Os bilhetes têm o custo de cinco euros e podem ser adquiridos previamente online ou do dia do espetáculo. Serão respeitadas as regras de segurança da Direção-Geral de Saúde (DGS).

Qual a importância do teatro comunitário?

O teatro comunitário tem como uma das suas características juntar pessoas de todas as idades e de qualquer profissão, que não tenham formação ou experiência em dramaturgia. É o que une os quase 30 participantes do «Teatro de Vizinhos», dirigido pelo Janela Aberta Teatro (JAT), uma companhia profissional, dirigida por Miguel Martins Pessoa e Diana Bernedo, que também fundaram um coletivo semelhante, há três anos, o «Quarteira Fora da Caixa».

«Juntar várias idades faz com que as pessoas interajam umas com as outras, crianças, jovens e adultos. Na sociedade estamos muito segmentados, mesmo as crianças dentro da mesma escola estão separadas por idades. Este tipo de grupos permite uma reunião da comunidade. Vem unir e dar resposta à necessidade de materializar um mensagem social impressa num objeto artístico», opina ao barlavento, Miguel Martins Pessoa.

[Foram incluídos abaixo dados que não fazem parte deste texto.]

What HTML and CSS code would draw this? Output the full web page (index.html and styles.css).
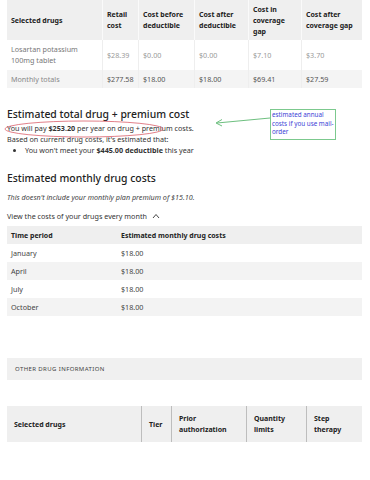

Diana Bernedo complementa. «Cria o respeito etário e evita julgamentos de valor. Ajuda-nos a empatizar e a abrir horizontes. Quando temos várias pessoas a expressarem-se, que é uma necessidade humana primordial, isso motiva vontade de criar e esperança». Além disso, trata-se de uma arte que rompe paradigmas individuais.

Miguel Martins Pessoa e Diana Bernedo.

«As peças de teatro comunitário retratam assuntos que dizem respeito a todos. Não são histórias individuais, por isso existe o canto coletivo. O nós que rompe o paradigma do eu. Está tudo à volta do nós, o pronome pessoal mais generoso», acrescenta o encenador.

Já na opinião de Rui Gonçalves, programador cultural do Teatro das Figuras, em Faro, o teatro comunitário «aproxima o espetador do palco e aproxima as pessoas. Juntar a arte com a comunidade proporciona lazer, desabafos e ao mesmo tempo cria novos públicos. A cultura, tal como a educação, é necessária para a formação de um cidadão pensante, de um cidadão que tem opinião. Fazem-nos pensar fora da caixa. A arte é necessária ao ser humano, é o nosso sol».